Amends to cantonal legislation

Given the uncertainty related to the new proposal, some of the cantons have started thinking about amendments to their cantonal legislation in order to implement their own ‘small tax reform’. Although there is no official information available on this, some cantons may abolish the existing tax privileges, apply a step-up procedure according to existing law, and reduce the ordinary corporate income tax rates as compensation. They could potentially also implement the patent box.

Although such a lone-wolf approach is probably not going to help support the new corporate tax reform at federal level, those cantons might increase their attractiveness to multinational companies by implementing a fast solution and creating legal certainty.
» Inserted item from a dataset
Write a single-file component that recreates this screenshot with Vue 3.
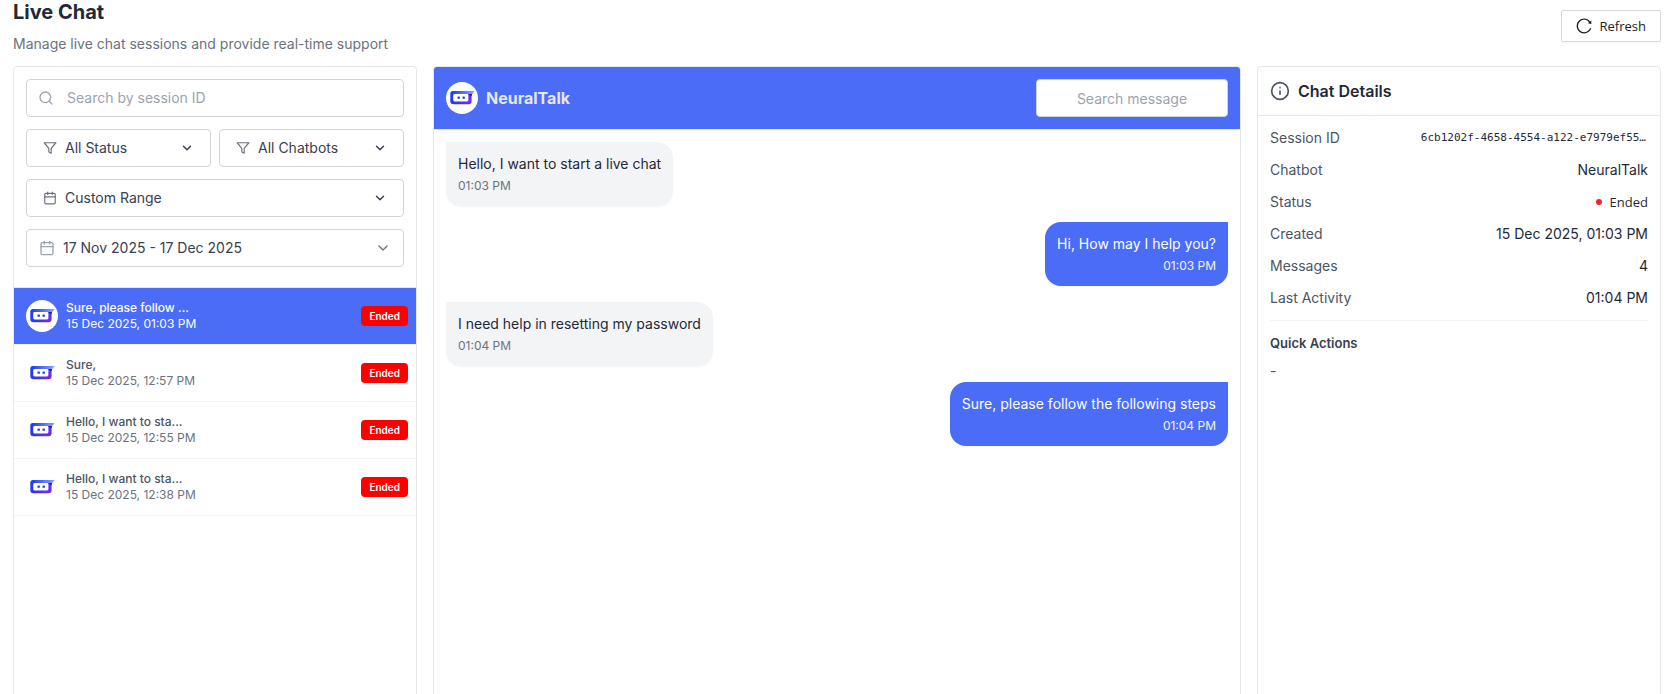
<template>
  <div class="page">
    <header class="page-header">
      <div>
        <h1 class="page-title">Live Chat</h1>
        <p class="page-subtitle">
          Manage live chat sessions and provide real-time support
        </p>
      </div>
      <button type="button" class="refresh-btn">
        <svg width="16" height="16" viewBox="64 64 896 896" fill="currentColor">
          <path
            d="M909.1 209.3l-56.4 44.1C775.8 155.1 656.2 92 521.9 92 290 92 102.3 279.5 102 511.5 101.7 743.7 289.8 932 521.9 932c181.3 0 335.8-115 394.6-276.1 1.5-4.2-.7-8.9-4.9-10.3l-56.7-19.5a8 8 0 00-10.1 4.8c-1.8 5-3.8 10-5.9 14.9-17.3 41-42.1 77.8-73.7 109.4A344.77 344.77 0 01655.9 829c-42.3 17.9-87.4 27-133.8 27-46.5 0-91.5-9.1-133.8-27A341.5 341.5 0 01279 755.2a342.16 342.16 0 01-73.7-109.4c-17.9-42.4-27-87.4-27-133.9s9.1-91.5 27-133.9c17.3-41 42.1-77.8 73.7-109.4 31.6-31.6 68.4-56.4 109.3-73.8 42.3-17.9 87.4-27 133.8-27 46.5 0 91.5 9.1 133.8 27a341.5 341.5 0 01109.3 73.8c9.9 9.9 19.2 20.4 27.8 31.4l-60.2 47a8 8 0 003 14.1l175.6 43c5 1.2 9.9-2.6 9.9-7.7l.8-180.9c-.1-6.6-7.8-10.3-13-6.2z"
          />
        </svg>
        Refresh
      </button>
    </header>

    <!-- Shared bot logo -->
    <svg class="defs" width="0" height="0" aria-hidden="true">
      <defs>
        <linearGradient id="bot-body" x1="0" y1="0" x2="1" y2="0.4">
          <stop offset="0" stop-color="#1a3cf5" />
          <stop offset="0.6" stop-color="#3a35e8" />
          <stop offset="1" stop-color="#6a2cf0" />
        </linearGradient>
        <linearGradient id="bot-top" x1="0" y1="0" x2="1" y2="0">
          <stop offset="0" stop-color="#1a3cf5" />
          <stop offset="1" stop-color="#86a4ff" />
        </linearGradient>
        <symbol id="bot-logo" viewBox="0 0 32 32">
          <path
            fill="url(#bot-body)"
            fill-rule="evenodd"
            d="M7 9.1H25.6V19a3.2 3.2 0 0 1-3.2 3.2H7.5a3.2 3.2 0 0 1-3.2-3.2V11.9A2.8 2.8 0 0 1 7 9.1ZM8.6 12a1.4 1.4 0 0 0-1.4 1.4V18a1.4 1.4 0 0 0 1.4 1.4H21a1.4 1.4 0 0 0 1.4-1.4V12Z"
          />
          <path fill="url(#bot-top)" d="M7 9.1H28.6L26.4 12H5.2A2.8 2.8 0 0 1 7 9.1Z" />
          <path fill="#2a1b9a" d="M22.4 12H26L25.6 14L22.4 12.8Z" />
          <rect x="11.5" y="14.4" width="2.4" height="2.4" rx="0.6" fill="#2438ee" />
          <rect x="16.5" y="14.4" width="2.4" height="2.4" rx="0.6" fill="#2438ee" />
        </symbol>
      </defs>
    </svg>

    <main class="columns">
      <section class="panel">
        <div class="filters">
          <label class="field search-field">
            <svg class="icon muted" width="16" height="16" viewBox="0 0 24 24">
              <circle cx="11" cy="11" r="8" />
              <path d="M21 21l-4.35-4.35" />
            </svg>
            <input
              v-model="sessionQuery"
              class="search-input"
              type="text"
              aria-label="Search by session ID"
              placeholder="Search by session ID"
            />
          </label>

          <div class="filter-row">
            <label class="field select-field">
              <svg class="icon" width="14" height="14" viewBox="0 0 24 24">
                <path d="M22 3H2l8 9.46V19l4 2v-8.54L22 3z" />
              </svg>
              <select v-model="status" aria-label="Status">
                <option>All Status</option>
                <option>Active</option>
                <option>Ended</option>
              </select>
              <svg class="icon dark" width="14" height="14" viewBox="0 0 24 24">
                <path d="M6 9l6 6 6-6" />
              </svg>
            </label>
            <label class="field select-field">
              <svg class="icon" width="14" height="14" viewBox="0 0 24 24">
                <path d="M22 3H2l8 9.46V19l4 2v-8.54L22 3z" />
              </svg>
              <select v-model="chatbot" aria-label="Chatbot">
                <option>All Chatbots</option>
                <option>NeuralTalk</option>
              </select>
              <svg class="icon dark" width="14" height="14" viewBox="0 0 24 24">
                <path d="M6 9l6 6 6-6" />
              </svg>
            </label>
          </div>

          <label class="field select-field">
            <svg class="icon" width="14" height="14" viewBox="0 0 24 24">
              <rect x="3" y="4" width="18" height="18" rx="2" />
              <path d="M16 2v4M8 2v4M3 10h18" />
            </svg>
            <select v-model="range" aria-label="Date range">
              <option>Custom Range</option>
              <option>Today</option>
            </select>
            <svg class="icon dark" width="14" height="14" viewBox="0 0 24 24">
              <path d="M6 9l6 6 6-6" />
            </svg>
          </label>

          <button type="button" class="field date-field">
            <svg class="icon muted" width="16" height="16" viewBox="0 0 24 24">
              <rect x="3" y="4" width="18" height="18" rx="2" />
              <path d="M16 2v4M8 2v4M3 10h18" />
            </svg>
            <span class="date-text">17 Nov 2025 - 17 Dec 2025</span>
            <svg class="icon" width="16" height="16" viewBox="0 0 24 24">
              <path d="M6 9l6 6 6-6" />
            </svg>
          </button>
        </div>

        <ul class="sessions">
          <li v-for="(session, index) in sessions" :key="session.date">
            <button
              type="button"
              class="session"
              :class="{ active: index === selected }"
              @click="selected = index"
            >
              <span class="avatar">
                <svg width="32" height="32"><use href="#bot-logo" /></svg>
              </span>
              <span class="session-text">
                <span class="session-title">{{ session.title }}</span>
                <span class="session-date">{{ session.date }}</span>
              </span>
              <span class="badge">Ended</span>
            </button>
          </li>
        </ul>
      </section>

      <section class="panel">
        <div class="chat-header">
          <span class="avatar">
            <svg width="32" height="32"><use href="#bot-logo" /></svg>
          </span>
          <h2 class="chat-name">NeuralTalk</h2>
          <input
            v-model="messageQuery"
            class="message-search"
            type="text"
            aria-label="Search message"
            placeholder="Search message"
          />
        </div>
        <div class="messages">
          <div
            v-for="message in messages"
            :key="message.text"
            class="bubble"
            :class="{ mine: message.mine }"
          >
            <p class="bubble-text">{{ message.text }}</p>
            <p class="bubble-time">{{ message.time }}</p>
          </div>
        </div>
      </section>

      <section class="panel">
        <div class="details-header">
          <svg class="icon info" width="20" height="20" viewBox="0 0 24 24">
            <circle cx="12" cy="12" r="10" />
            <path d="M12 16v-4M12 8h.01" />
          </svg>
          <h2 class="details-title">Chat Details</h2>
        </div>
        <div class="details-body">
          <dl class="details">
            <div v-for="item in details" :key="item.label" class="detail">
              <dt>{{ item.label }}</dt>
              <dd :class="item.kind">{{ item.value }}</dd>
            </div>
          </dl>
          <h3 class="actions-title">Quick Actions</h3>
          <p class="actions-empty">-</p>
        </div>
      </section>
    </main>
  </div>
</template>

<script setup>
import { ref } from "vue";

const sessionQuery = ref("");
const messageQuery = ref("");
const status = ref("All Status");
const chatbot = ref("All Chatbots");
const range = ref("Custom Range");
const selected = ref(0);

const sessions = [
  { title: "Sure, please follow ...", date: "15 Dec 2025, 01:03 PM" },
  { title: "Sure,", date: "15 Dec 2025, 12:57 PM" },
  { title: "Hello, I want to sta...", date: "15 Dec 2025, 12:55 PM" },
  { title: "Hello, I want to sta...", date: "15 Dec 2025, 12:38 PM" },
];

const messages = [
  { text: "Hello, I want to start a live chat", time: "01:03 PM" },
  { text: "Hi, How may I help you?", time: "01:03 PM", mine: true },
  { text: "I need help in resetting my password", time: "01:04 PM" },
  {
    text: "Sure, please follow the following steps",
    time: "01:04 PM",
    mine: true,
  },
];

const details = [
  {
    label: "Session ID",
    value: "6cb1202f-4658-4554-a122-e7979ef55…",
    kind: "mono",
  },
  { label: "Chatbot", value: "NeuralTalk" },
  { label: "Status", value: "Ended", kind: "status" },
  { label: "Created", value: "15 Dec 2025, 01:03 PM" },
  { label: "Messages", value: "4" },
  { label: "Last Activity", value: "01:04 PM" },
];
</script>

<style>
body {
  background: #fff;
}
</style>

<style scoped>
.page,
.page * {
  box-sizing: border-box;
}

.page {
  height: 100vh;
  overflow: hidden;
  padding: 0 14px 0 13px;
  font-family: Inter, sans-serif;
  font-size: 14px;
  line-height: 20px;
  color: #1f2937;
}

h1,
h2,
h3,
p,
ul,
dl,
dd {
  margin: 0;
  padding: 0;
}

button,
input,
select {
  font: inherit;
  color: inherit;
}

.defs {
  display: block;
}

/* Header */
.page-header {
  display: flex;
  justify-content: space-between;
  height: 66px;
}

.page-title {
  font-size: 20px;
  line-height: 24px;
  font-weight: 700;
}

.page-subtitle {
  margin-top: 10px;
  color: #6b7280;
}

.refresh-btn {
  display: flex;
  align-items: center;
  gap: 8px;
  height: 32px;
  margin-top: 10px;
  padding: 0 14px;
  border: 1px solid #d9d9d9;
  border-radius: 2px;
  background: #fff;
  box-shadow: 0 2px 0 rgba(0, 0, 0, 0.02);
  font-family: "Open Sans", sans-serif;
  font-size: 13px;
  color: #222;
  cursor: pointer;
}

.columns {
  display: grid;
  grid-template-columns: 1fr 2fr 1fr;
  gap: 16px;
}

.panel {
  min-width: 0;
  min-height: 100vh;
  overflow: hidden;
  border: 1px solid #e5e7eb;
  border-radius: 4px;
  background: #fff;
}

.icon {
  flex: none;
  fill: none;
  stroke: #6b7280;
  stroke-width: 2;
  stroke-linecap: round;
  stroke-linejoin: round;
}

.icon.muted {
  stroke: #9ca3af;
}

.icon.dark {
  stroke: #374151;
  stroke-width: 2.5;
}

.icon.info {
  stroke: #4b5563;
}

/* Filters */
.filters {
  display: flex;
  flex-direction: column;
  gap: 12px;
  padding: 12px 12px 20px;
}

.filter-row {
  display: grid;
  grid-template-columns: 1fr 1fr;
  gap: 8px;
}

.field {
  display: flex;
  align-items: center;
  gap: 8px;
  min-width: 0;
  height: 38px;
  padding: 0 12px;
  border: 1px solid #d1d5db;
  border-radius: 4px;
  background: #fff;
  color: #374151;
}

.search-field {
  gap: 13px;
  padding-left: 11px;
}

.select-field {
  padding: 0 16px;
}

.field select {
  flex: 1;
  min-width: 0;
  padding: 0;
  border: 0;
  outline: 0;
  appearance: none;
  background: transparent;
  cursor: pointer;
}

.search-input {
  flex: 1;
  min-width: 0;
  padding: 0;
  border: 0;
  outline: 0;
  background: transparent;
}

input::placeholder {
  color: #9ca3af;
  opacity: 1;
}

.date-field {
  width: 100%;
  text-align: left;
  cursor: pointer;
}

.date-text {
  flex: 1;
}

/* Session list */
.sessions {
  list-style: none;
  border-top: 1px solid #e5e7eb;
}

.sessions li {
  border-bottom: 1px solid #f3f4f6;
}

.session {
  display: flex;
  align-items: center;
  gap: 8px;
  width: 100%;
  padding: 12px 8px 12px 12px;
  border: 0;
  background: transparent;
  font-size: 12px;
  line-height: 16px;
  text-align: left;
  cursor: pointer;
}

.session-text {
  flex: 1;
  display: flex;
  flex-direction: column;
}

.session-title {
  font-weight: 500;
  color: #4b5563;
}

.session-date {
  color: #6b7280;
}

.session.active {
  background: #4a6cf7;
}

.session.active .session-title,
.session.active .session-date {
  color: #fff;
}

.avatar {
  flex: none;
  display: flex;
  width: 32px;
  height: 32px;
  border-radius: 50%;
  background: #fff;
}

.badge {
  padding: 2px 8px;
  border-radius: 4px;
  background: #ff0000;
  color: #fff;
  font-size: 10px;
  font-weight: 600;
}

/* Conversation */
.chat-header {
  display: flex;
  align-items: center;
  gap: 8px;
  padding: 12px;
  border-bottom: 1px solid #e5e7eb;
  background: #4a6cf7;
  background-clip: padding-box;
}

.chat-name {
  flex: 1;
  font-size: 16px;
  font-weight: 700;
  color: #e5e7eb;
}

.message-search {
  width: 192px;
  height: 38px;
  padding: 0 12px;
  border: 1px solid #d1d5db;
  border-radius: 4px;
  outline: 0;
  background: #fff;
  text-align: center;
}

.messages {
  display: flex;
  flex-direction: column;
  align-items: flex-start;
  gap: 16px;
  padding: 12px;
}

.bubble {
  max-width: 70%;
  padding: 12px;
  border-radius: 0 16px 16px 16px;
  background: #f3f4f6;
  box-shadow: 0 1px 2px rgba(0, 0, 0, 0.05);
}

.bubble-time {
  margin-top: 4px;
  font-size: 12px;
  line-height: 16px;
  color: #6b7280;
}

.bubble.mine {
  align-self: flex-end;
  border-radius: 16px 0 16px 16px;
  background: #4a6cf7;
  color: #fff;
  text-align: right;
}

.bubble.mine .bubble-time {
  color: #f3f4f6;
}

/* Details */
.details-header {
  display: flex;
  align-items: center;
  gap: 8px;
  height: 49px;
  padding: 0 12px;
  border-bottom: 1px solid #e5e7eb;
}

.details-title {
  font-size: 16px;
  font-weight: 600;
}

.details-body {
  padding: 12px;
}

.details {
  display: flex;
  flex-direction: column;
  gap: 12px;
  padding-bottom: 12px;
  border-bottom: 1px solid #f3f4f6;
}

.detail {
  display: flex;
  justify-content: space-between;
  gap: 8px;
}

.detail dt {
  color: #4b5563;
}

.detail .mono {
  padding-right: 2px;
  font-family: "DejaVu Sans Mono", monospace;
  font-size: 11px;
}

.detail .status {
  display: flex;
  align-items: center;
  gap: 8px;
  font-family: "Open Sans", sans-serif;
  font-size: 13px;
}

.status::before {
  content: "";
  width: 6px;
  height: 6px;
  border-radius: 50%;
  background: #f5222d;
}

.actions-title {
  margin-top: 12px;
  font-size: 13px;
  font-weight: 600;
  color: #374151;
}

.actions-empty {
  margin-top: 8px;
  color: #4b5563;
}
</style>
It would also be acceptable from an international perspective, as they could give up the existing tax privileges for holding or mixed companies, which may be key in light of base erosion and profit shifting, and the respective disclosure obligations based on new transfer-pricing rules, country-by-country reporting and anti-tax avoidance rules.

Time will tell where the Swiss corporate tax system is headed. However, all relevant players are well aware of the sensitivities and importance of any decisions with regard to the attractiveness of Switzerland in light of international tax competition.